Mendiants

En début d’après-midi, sans man­quer un jour, ce jeune clochard à demi-gitan installe son vélo sur lequel est mon­té un haut par­leur relié à une radio et sonorise la porte du super­marché. En mars, deux fois de suite, j’en­tends un morceau de Bob Mar­ley: pas d’obole pour cette musique d’id­iots. Mais je me trompe, il règle au hasard, sur un pro­gramme musi­cal: c’é­tait donc une coïn­ci­dence. Nous  sym­pa­thisons. Il me mon­tre un moteur récupéré sur un skate élec­trique, par­le de l’in­staller sur son vélo. “Venir de la ville, ça en fait des kilo­mètres!” Je min­imise. Il ignore que je cou­vre la même dis­tance pour me ren­dre près du parc de l’Ouest, un total de 75 kilo­mètres par semaine. Pourquoi mendie-t-il vient aus­si loin de chez lui; après tout, chaque quarti­er a son super­marché. Peut-être fait-il croire à ses par­ents qu’il tra­vaille?

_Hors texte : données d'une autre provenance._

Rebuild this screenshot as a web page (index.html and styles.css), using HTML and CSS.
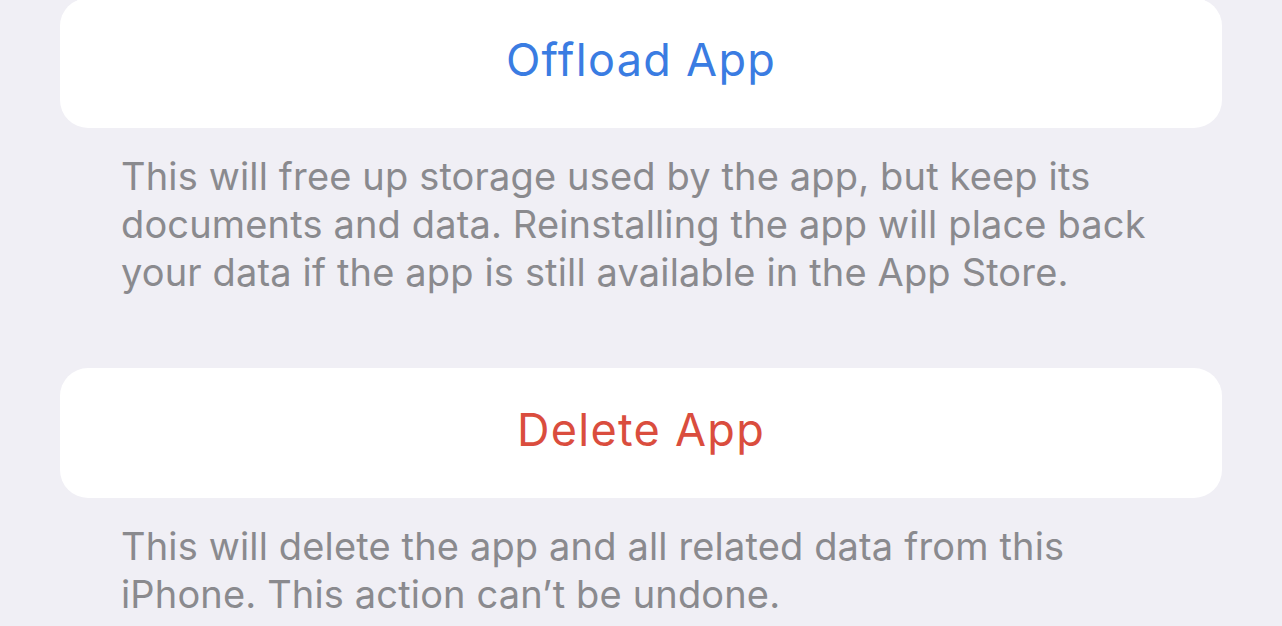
FILE: index.html
```html
<!DOCTYPE html>
<html lang="en">
<head>
  <meta charset="UTF-8" />
  <title>App Storage</title>
  <link rel="stylesheet" href="styles.css">
</head>
<body>

  <div class="page">
    <!-- Offload -->
    <div class="group">
      <button class="cell action-blue">Offload App</button>
      <p class="footer">This will free up storage used by the app, but keep its documents and data. Reinstalling the app will place back your data if the app is still available in the App Store.</p>
    </div>

    <!-- Delete -->
    <div class="group group-delete">
      <button class="cell action-red">Delete App</button>
      <p class="footer">This will delete the app and all related data from this iPhone. This action can&rsquo;t be undone.</p>
    </div>
  </div>

</body>
</html>
```

FILE: styles.css
```css
* {
  box-sizing: border-box;
}
html, body {
  margin: 0;
  padding: 0;
  background-color: #f0eff5;
  font-family: Inter, 'Noto Sans', sans-serif;
  height: 100%;
  width: 100%;
  overflow: hidden;
}
.page {
  padding: 0 60px;
  margin-top: -2px;
}
.group-delete {
  margin-top: 72px;
}
.cell {
  display: block;
  width: 100%;
  height: 130px;
  padding: 0 0 7px;
  border: none;
  border-radius: 28px;
  background: #ffffff;
  font-family: inherit;
  font-size: 45px;
  letter-spacing: 1.3px;
  cursor: pointer;
}
.action-blue {
  color: #3a7ce2;
}
.action-red {
  color: #da4d3e;
}
.footer {
  margin: 0;
  padding: 24px 61px 0;
  font-size: 38px;
  line-height: 48px;
  letter-spacing: 0.15px;
  color: #8a8a8e;
}
```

Puis lun­di, appa­raît un autre clochard. Ser­ré dans un cos­tume gris, la face rouge, il porte des lunettes pop, baisse la tête avec timid­ité. Main­tenant qu’ils sont deux à mendi­er, cha­cun rivalise de gen­til­lesse pour garder ses clients, esquis­sant des sourires, lev­ant une main ami­cale, se pré­cip­i­tant pour aider à porter un cabas ou pour garder le caniche de ses dames. A en juger par les cas­quettes ren­ver­sées au sol, cela paie, même si quelques cen­taines de grammes de mitraille addi­tion­nées ne doivent pas faire plus de deux ou trois euros. Quoiqu’il en soit, cela prou­ve que per­son­ne n’est indemne du milieu dans lequel il vit. Pour preuve ce men­di­ant de Ghara­puri, l’île aux éléphants ancrée face du port de Bom­bay. Il y vingt ans je quitte l’hô­tel Taj Mahal avec d’autres touristes (celui où se sont déroulées les attaques ter­ror­istes de 2008). Un quart d’heure plus tard, je suis devant l’en­trée de la grotte qui motive la vis­ite de l’île. Un men­di­ant est assis au sol. Sur le mou­choir de tis­su plié à ses pieds, une seule piécette. Il ne bouge pas, ne tend pas la main, ne sourit pas, ne gémit pas. Il se tient dans le soleil, les yeux fer­més. Je me place sur le côté et l’ob­serve. Il finit par lever le regard. Il va ten­dre la main, me dis-je.
- Vous ne recevez rien?
- Non, rien.
- Et si vous demandiez?
- Et alors?
- Ces touristes vous don­neraient de l’ar­gent.
- Cela ne chang­erai rien. Je ne reçois rien parce qu’il est écrit que je ne dois rien recevoir.
- Mais alors pourquoi rester là?
- Parce qu’un jour, ça chang­era.
- Ah.
- Oui.
- Pourquoi?
- Je ne peux pas savoir, mais je sais quand. Dans cent ou deux cent ans.